How Courtney Barnett turned online troll aggression into a song
Sadly, part and parcel of making it big is inevitably being hit with critique. Anyone who is talented enough to become well known is subject to the scrutiny and cruelness of the general public as a million voices seem to rise to bring them down. In Courtney Barnett’s case, she turned their voice back on them, turning judgment of her art into art itself.
There was something about Barnett that quickly gained attention. Her debut EP, I’ve Got a Friend, called Emily Ferris, released on her own label in 2012, was an unlikely critical hit. Despite her DIY approach, Barnett’s deadpan lyricism and slacker rock sound scratched an itch that the 2010s were desperate to scratch. In the same wave that brought the world Mac DeMarco and Kurt Vile, they were a perfect antidote to the overexcitement of more typical indie bands.
By the time she dropped ‘Avant Gardener’ as the lead single to The Double EP: A Sea of Split Peas in 2013, it seemed like the world was paying attention to the Aussie musician. Barnett was the favoured new face of the alternative-indie world, and she deserved the accolade with music that good.
But naturally, hype breeds hate. As Barnett became more successful, the vitriol directed towards her only seemed to get worse and worse. In particular, it was coming from men.
That’s a feeling almost all women know well: a sense of constantly being discredited or overlooked by male peers. Part of the broader issue of gender inequality and global patriarchy, it’s another tool in which men benefit from women feeling less than at best and completely unsafe at worst. While Barnett’s lyrics have always had a feminist lens, on her track ‘Nameless, Faceless’, she’d had enough. The songwriter decided to finally say it all outright and direct it back at her critics.

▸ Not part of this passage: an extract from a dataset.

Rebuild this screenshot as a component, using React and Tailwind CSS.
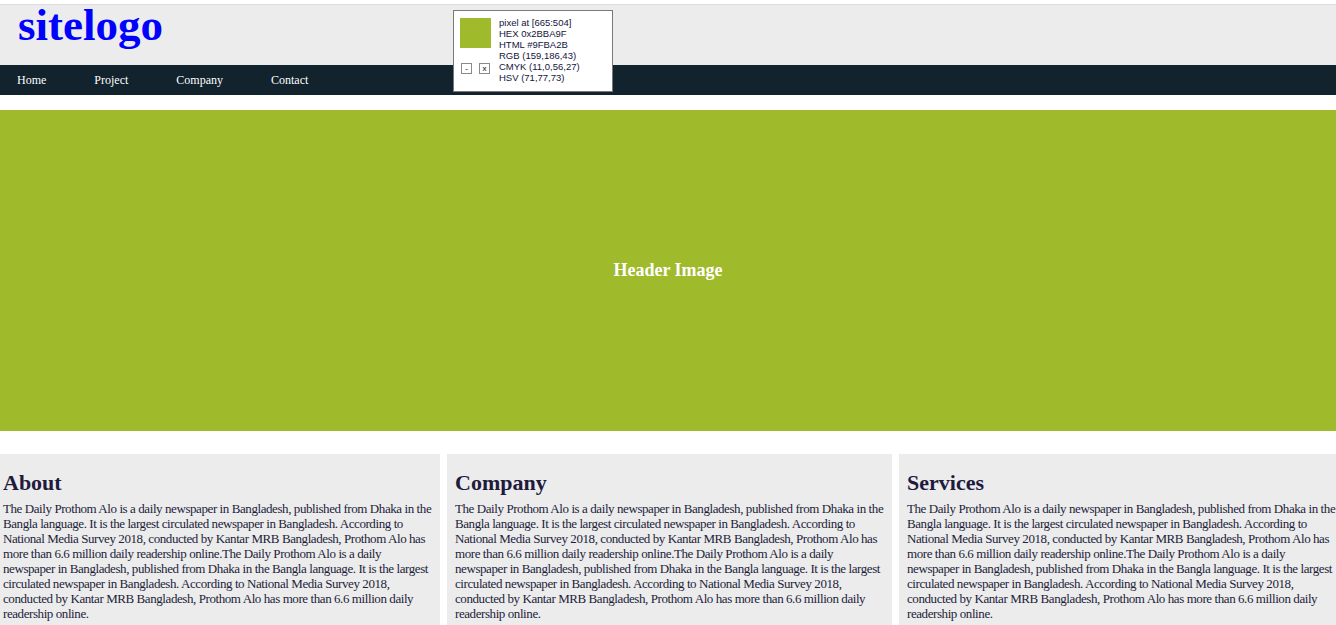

“Men are scared that women will laugh at them / Women are scared that men will kill them,” Barnett sings, adapting a Margaret Atwood quote and using the classic imagery of women walking home with their keys between their fingers, just in case. “A lot of my guy friends didn’t understand the reference,” Barnett told the BBC.
But while ‘Nameless, Faceless’ can be viewed as a broader look at women’s safety and feminism, it is also a specific call out to those who criticise her online. “Don’t you have anything better to do,” she sings to men who “sit alone at home in the darkness / With all the pent-up rage that you harness.”
Quoting one hate comment word for word, Barnett recounts, “He said “I could eat a bowl of alphabet soup / And spit out better words than you.” Punctuating it with the simple and savage comeback of “but you didn’t,” she’s turning the critique and doubt back on the people firing it at her.
Even the title of the track, ‘Nameless, Faceless’, is a hit at the cowardice of trolls. Sat anonymously behind their computer screens, directing violent hate at successful female artists; it really is the most pathetic practice.